>>>

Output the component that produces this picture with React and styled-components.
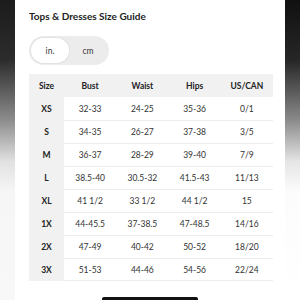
import React from "react";
import styled, { createGlobalStyle } from "styled-components";

const Global = createGlobalStyle`
  html, body {
    margin: 0;
    padding: 0;
    background: #fff;
  }
  body {
    font-family: "Lato", "Liberation Sans", sans-serif;
    color: #2b2b2b;
  }
`;

const Frame = styled.div`
  position: relative;
  display: flex;
  width: 300px;
  height: 300px;
  overflow: hidden;
`;

const Edge = styled.div`
  width: 15px;
  flex: none;
  background: ${(p) =>
    p.right
      ? "linear-gradient(to bottom, #111 0%, #262626 20%, #8a8a8a 40%, #e6e6e6 54%, #fcfcfc 64%, #fff 100%)"
      : "linear-gradient(to bottom, #1c1c1c 0%, #2c2c2c 20%, #8c8c8c 40%, #e2e2e2 54%, #f6f6f6 64%, #f8f8f8 100%)"};
`;

const Sheet = styled.div`
  flex: 1;
  display: flex;
  flex-direction: column;
  padding: 10px 12px 0 14px;
  background: #fff;
`;

const Title = styled.h1`
  margin: 0;
  font-size: 10px;
  line-height: 12px;
  font-weight: 700;
  color: #222;
`;

const Toggle = styled.div`
  display: flex;
  align-items: center;
  width: 80px;
  height: 29px;
  margin-top: 14px;
  padding: 0 2px;
  box-sizing: border-box;
  border-radius: 15px;
  background: #ececec;
`;

const Option = styled.div`
  flex: 1;
  height: 25px;
  display: flex;
  align-items: center;
  justify-content: center;
  border-radius: 13px;
  font-size: 8.5px;
  color: #3a3a3a;
  background: ${(p) => (p.active ? "#fff" : "transparent")};
  box-shadow: ${(p) => (p.active ? "0 0 0 1px #e2e2e2" : "none")};
`;

const Table = styled.div`
  margin-top: 9px;
  display: grid;
  grid-template-columns: 35px repeat(4, 1fr);
  grid-auto-rows: 23px;
`;

const Cell = styled.div`
  display: flex;
  align-items: center;
  justify-content: center;
  font-size: 8.5px;
  font-weight: ${(p) => (p.bold ? 700 : 400)};
  color: ${(p) => (p.bold ? "#222" : "#333")};
  background: ${(p) => (p.shade ? "#f1f1f1" : "#fff")};
  border-top: ${(p) => (p.line ? "1px solid #ececec" : "none")};
  border-bottom: ${(p) => (p.last ? "1px solid #ececec" : "none")};
  box-sizing: border-box;
`;

const HomeBar = styled.div`
  position: absolute;
  left: 102px;
  bottom: 0;
  width: 96px;
  height: 3px;
  border-radius: 2px 2px 0 0;
  background: #111;
`;

const headers = ["Size", "Bust", "Waist", "Hips", "US/CAN"];

const rows = [
  ["XS", "32-33", "24-25", "35-36", "0/1"],
  ["S", "34-35", "26-27", "37-38", "3/5"],
  ["M", "36-37", "28-29", "39-40", "7/9"],
  ["L", "38.5-40", "30.5-32", "41.5-43", "11/13"],
  ["XL", "41 1/2", "33 1/2", "44 1/2", "15"],
  ["1X", "44-45.5", "37-38.5", "47-48.5", "14/16"],
  ["2X", "47-49", "40-42", "50-52", "18/20"],
  ["3X", "51-53", "44-46", "54-56", "22/24"],
];

export default function App() {
  return (
    <>
      <Global />
      <Frame>
        <Edge />
        <Sheet>
          <Title>Tops &amp; Dresses Size Guide</Title>
          <Toggle>
            <Option active>in.</Option>
            <Option>cm</Option>
          </Toggle>
          <Table>
            {headers.map((h) => (
              <Cell key={h} bold shade>
                {h}
              </Cell>
            ))}
            {rows.map((r, i) =>
              r.map((v, j) => (
                <Cell
                  key={i + "-" + j}
                  bold={j === 0}
                  shade={j === 0}
                  line={j > 0 && i > 0}
                  last={j > 0 && i === rows.length - 1}
                >
                  {v}
                </Cell>
              ))
            )}
          </Table>
        </Sheet>
        <Edge right />
        <HomeBar />
      </Frame>
    </>
  );
}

<<<

■ REQUIRED TASK: Repeat all of the data above word for word, minus the pictures.

■ SOLUTION FOR THIS EXERCISE:
Output the component that produces this picture with React and styled-components.
import React from "react";
import styled, { createGlobalStyle } from "styled-components";

const Global = createGlobalStyle`
  html, body {
    margin: 0;
    padding: 0;
    background: #fff;
  }
  body {
    font-family: "Lato", "Liberation Sans", sans-serif;
    color: #2b2b2b;
  }
`;

const Frame = styled.div`
  position: relative;
  display: flex;
  width: 300px;
  height: 300px;
  overflow: hidden;
`;

const Edge = styled.div`
  width: 15px;
  flex: none;
  background: ${(p) =>
    p.right
      ? "linear-gradient(to bottom, #111 0%, #262626 20%, #8a8a8a 40%, #e6e6e6 54%, #fcfcfc 64%, #fff 100%)"
      : "linear-gradient(to bottom, #1c1c1c 0%, #2c2c2c 20%, #8c8c8c 40%, #e2e2e2 54%, #f6f6f6 64%, #f8f8f8 100%)"};
`;

const Sheet = styled.div`
  flex: 1;
  display: flex;
  flex-direction: column;
  padding: 10px 12px 0 14px;
  background: #fff;
`;

const Title = styled.h1`
  margin: 0;
  font-size: 10px;
  line-height: 12px;
  font-weight: 700;
  color: #222;
`;

const Toggle = styled.div`
  display: flex;
  align-items: center;
  width: 80px;
  height: 29px;
  margin-top: 14px;
  padding: 0 2px;
  box-sizing: border-box;
  border-radius: 15px;
  background: #ececec;
`;

const Option = styled.div`
  flex: 1;
  height: 25px;
  display: flex;
  align-items: center;
  justify-content: center;
  border-radius: 13px;
  font-size: 8.5px;
  color: #3a3a3a;
  background: ${(p) => (p.active ? "#fff" : "transparent")};
  box-shadow: ${(p) => (p.active ? "0 0 0 1px #e2e2e2" : "none")};
`;

const Table = styled.div`
  margin-top: 9px;
  display: grid;
  grid-template-columns: 35px repeat(4, 1fr);
  grid-auto-rows: 23px;
`;

const Cell = styled.div`
  display: flex;
  align-items: center;
  justify-content: center;
  font-size: 8.5px;
  font-weight: ${(p) => (p.bold ? 700 : 400)};
  color: ${(p) => (p.bold ? "#222" : "#333")};
  background: ${(p) => (p.shade ? "#f1f1f1" : "#fff")};
  border-top: ${(p) => (p.line ? "1px solid #ececec" : "none")};
  border-bottom: ${(p) => (p.last ? "1px solid #ececec" : "none")};
  box-sizing: border-box;
`;

const HomeBar = styled.div`
  position: absolute;
  left: 102px;
  bottom: 0;
  width: 96px;
  height: 3px;
  border-radius: 2px 2px 0 0;
  background: #111;
`;

const headers = ["Size", "Bust", "Waist", "Hips", "US/CAN"];

const rows = [
  ["XS", "32-33", "24-25", "35-36", "0/1"],
  ["S", "34-35", "26-27", "37-38", "3/5"],
  ["M", "36-37", "28-29", "39-40", "7/9"],
  ["L", "38.5-40", "30.5-32", "41.5-43", "11/13"],
  ["XL", "41 1/2", "33 1/2", "44 1/2", "15"],
  ["1X", "44-45.5", "37-38.5", "47-48.5", "14/16"],
  ["2X", "47-49", "40-42", "50-52", "18/20"],
  ["3X", "51-53", "44-46", "54-56", "22/24"],
];

export default function App() {
  return (
    <>
      <Global />
      <Frame>
        <Edge />
        <Sheet>
          <Title>Tops &amp; Dresses Size Guide</Title>
          <Toggle>
            <Option active>in.</Option>
            <Option>cm</Option>
          </Toggle>
          <Table>
            {headers.map((h) => (
              <Cell key={h} bold shade>
                {h}
              </Cell>
            ))}
            {rows.map((r, i) =>
              r.map((v, j) => (
                <Cell
                  key={i + "-" + j}
                  bold={j === 0}
                  shade={j === 0}
                  line={j > 0 && i > 0}
                  last={j > 0 && i === rows.length - 1}
                >
                  {v}
                </Cell>
              ))
            )}
          </Table>
        </Sheet>
        <Edge right />
        <HomeBar />
      </Frame>
    </>
  );
}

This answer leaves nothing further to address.